Uni-Tübingen

Adventskalender 2016

Schätze aus der Universitätsbibliothek und dem Universitätsarchiv

14. Dezember: „Beglücktes Haus, gesegneter Beruf“

Werbeprospekt der Heilanstalt Bellevue in Kreuzlingen (Universitätsarchiv)

Im Jahr 1857 erwarb der Arzt Ludwig Binswanger (1820-1880) die Villa Bellevue in Kreuzlingen nahe Konstanz, um dort eine psychiatrische Klinik für heilfähige Kranke und Pfleglinge aus den besseren Ständen einzurichten. Nach dem Kauf unternahm er nicht unerhebliche Werbeanstrengungen, um Patienten zu gewinnen. Der erste Werbeprospekt von 1857 zeigt die Anstalt, unmittelbar vor den Toren Konstanz‘ am Ufer des Bodensees gelegen. Mit der Entwicklung der Psychiatrie zu einer medizinischen Disziplin in unserem heutigen Verständnis entstanden auch die ersten spezialisierten Krankenanstalten. Die sogenannten „Irren“ wurden in eigenen Anstalten, den „Irrenhäusern“ untergebracht. Neben den staatlichen Einrichtungen entstanden damals auch eine Reihe privater Anstalten wie die Heilanstalt Bellevue.

Der Gründer Ludwig Binswanger trat nach dem Studium der Medizin in Heidelberg und München 1848 die Stelle eines Assistenzarztes an der Medizinischen Klinik in Tübingen an. Das recht bescheidene Einkommen als Arzt an der Klinik in Tübingen genügte kaum, um den Bedarf seiner Familie zu decken. Als Ihm 1850 die Leitung der Irrenanstalt in Münsterlingen im Kanton Thurgau angeboten wurde, griff er zu. Als es seine finanziellen Verhältnisse zuließen machte er sich mit der Heilanstalt Bellevue selbständig.

In der Anstalt Bellevue verfolgte Binswanger ein durchaus modernes Behandlungskonzept. Die Kranken lebten in einer Art therapeutischer Gemeinschaft mit der Familie des Arztes zusammen. Statt den damals noch üblichen Zwangsmaßnahmen setzte er auf Arbeitstherapie und die geistige Anregung durch Unterricht in Sprachen, Geschichte und Literatur. Die Klinik wurde bis zu ihrer Auflösung im Jahr 1980 von Mitgliedern der Familie Binswanger geleitet. Insbesondere unter der Leitung der von Ludwig Binswanger dem Jüngeren (1881-1966) entwickelte sich die Einrichtung zu einer Anlauf- und Zufluchtsstelle für das europäische Geistesleben.
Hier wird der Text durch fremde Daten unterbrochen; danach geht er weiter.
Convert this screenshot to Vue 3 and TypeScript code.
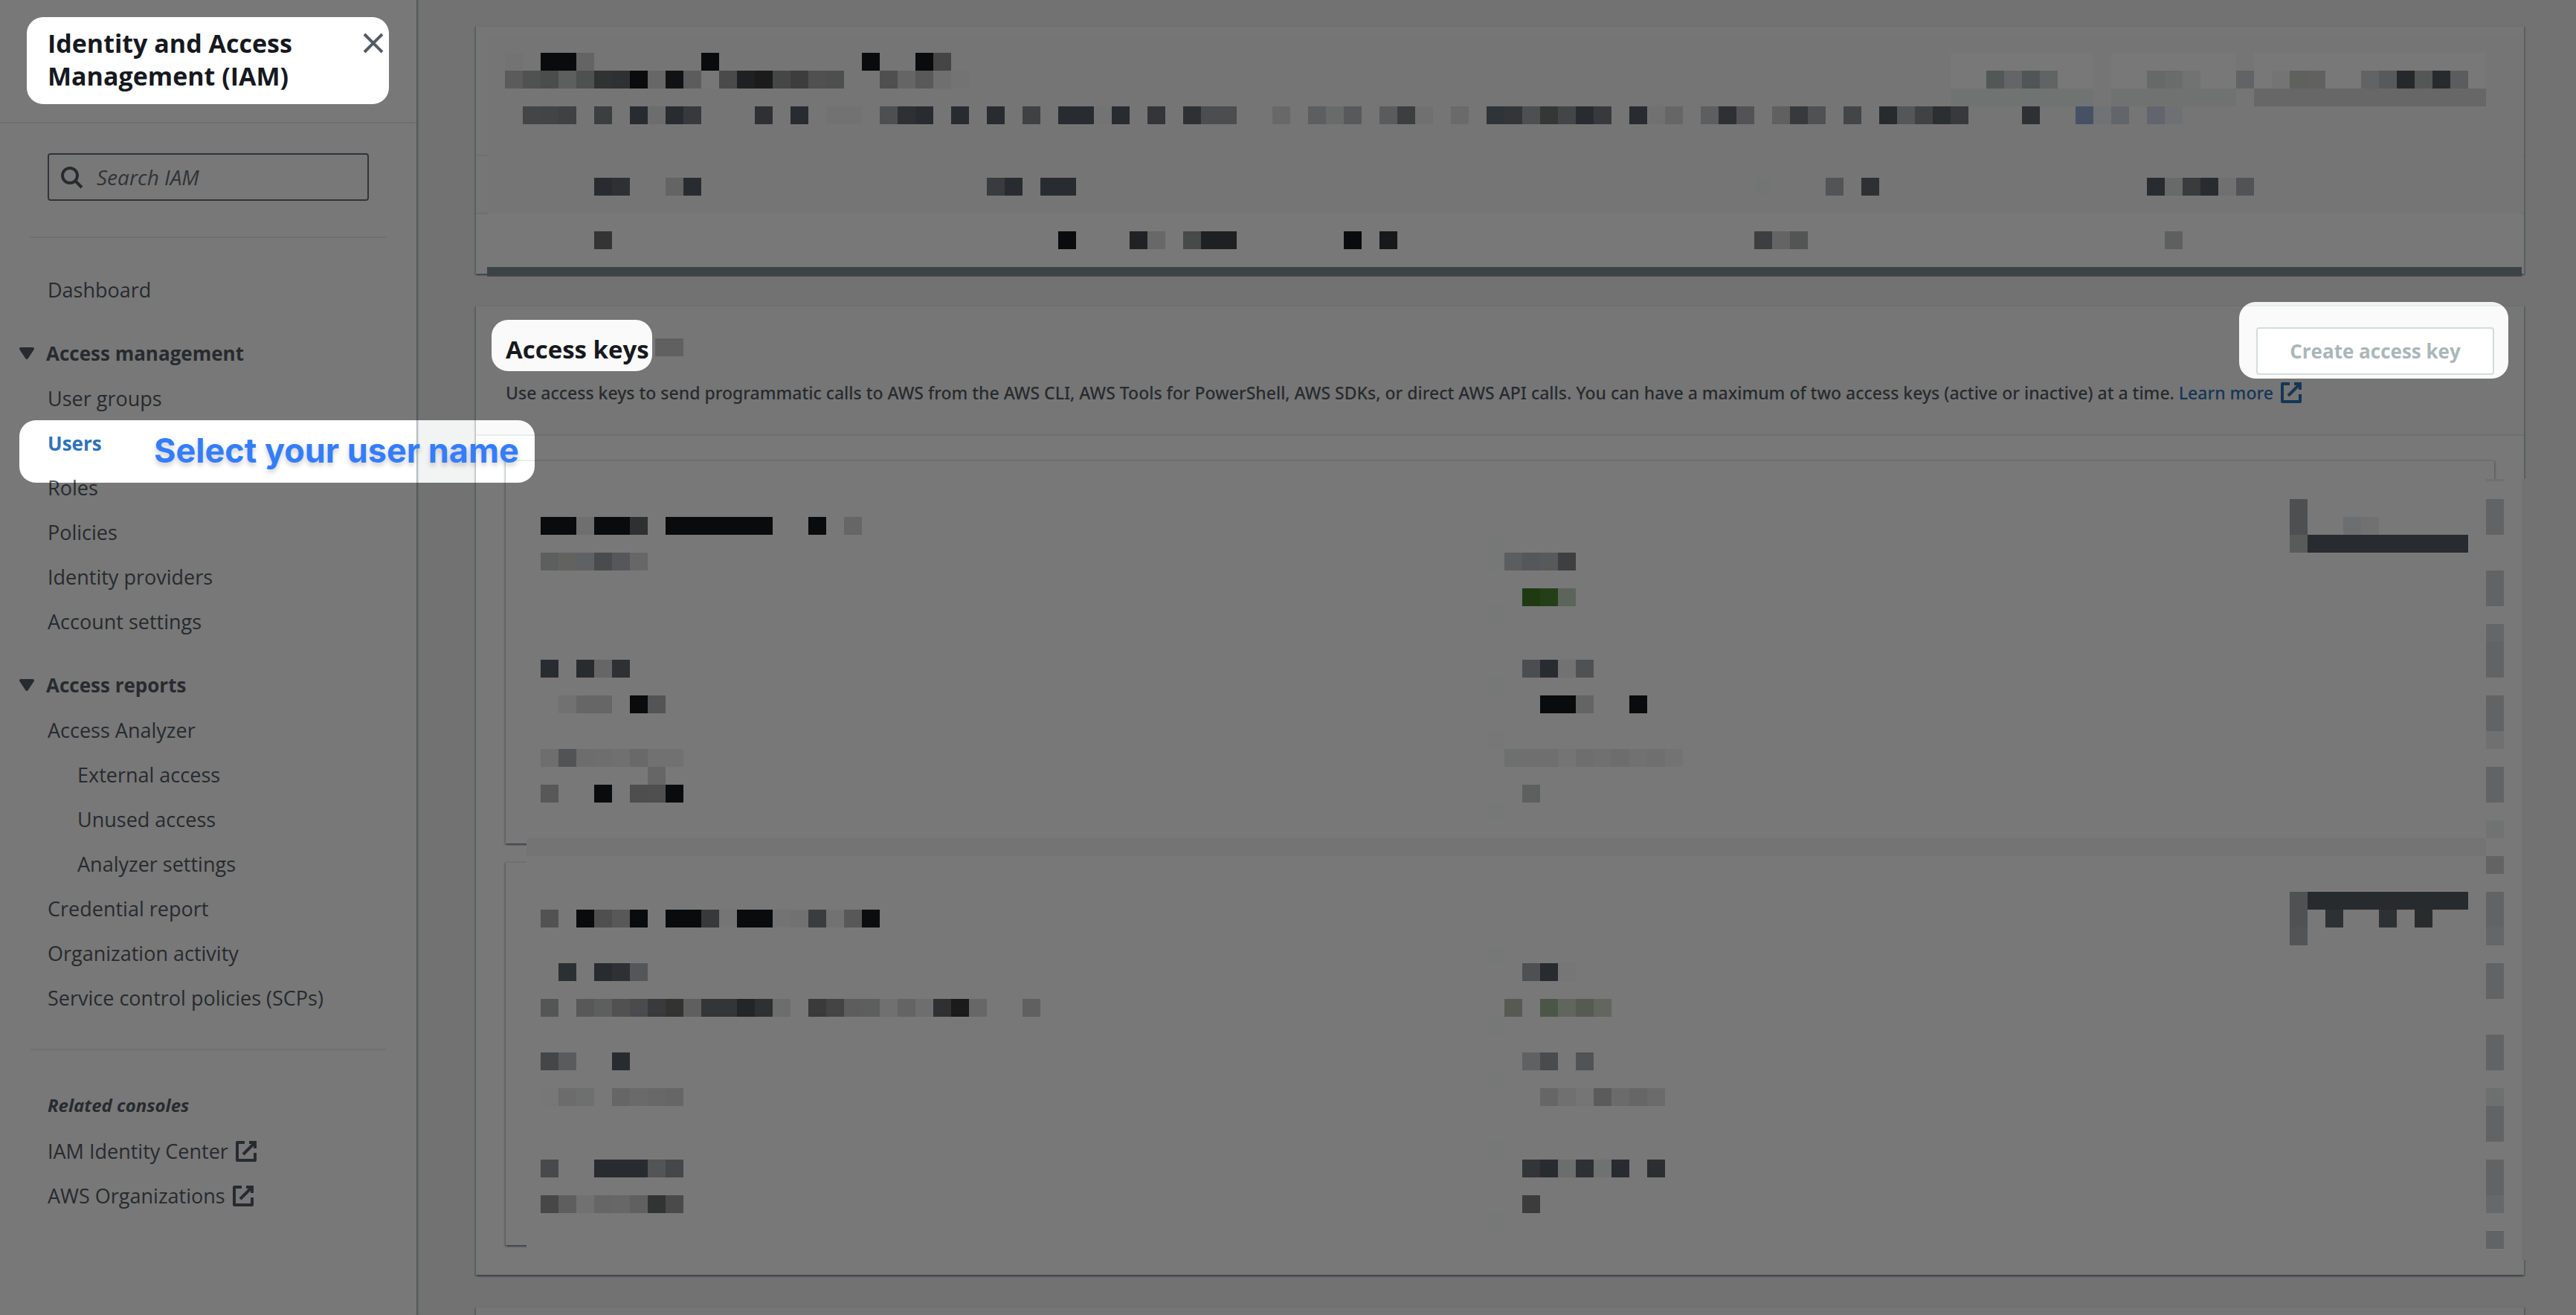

Nach der Schließung der Anstalt 1980 suchte man nach einer Möglichkeit die Patientenunterlagen, das Verwaltungsschriftgut der Anstalt Bellevue, den wissenschaftlichen Nachlass von Ludwig Binswanger dem Jüngeren und die Ärztebibliothek unterzubringen. Man wandte sich an das Tübinger Institut für Ethik und Geschichte der Medizin, das dann den Kontakt zum Universitätsarchiv Tübingen herstellte. Seit 1986 verwahrt das Archiv die Unterlagen aus der Heilanstalt und den Nachlass Binswangers (UAT 441, 441a, 442, 443), die Bibliothek wird im Institut für Ethik und Geschichte der Medizin aufbewahrt. 2002 gelangte auch das Familienarchiv Binswanger (UAT 443a) in die Obhut des Archivs.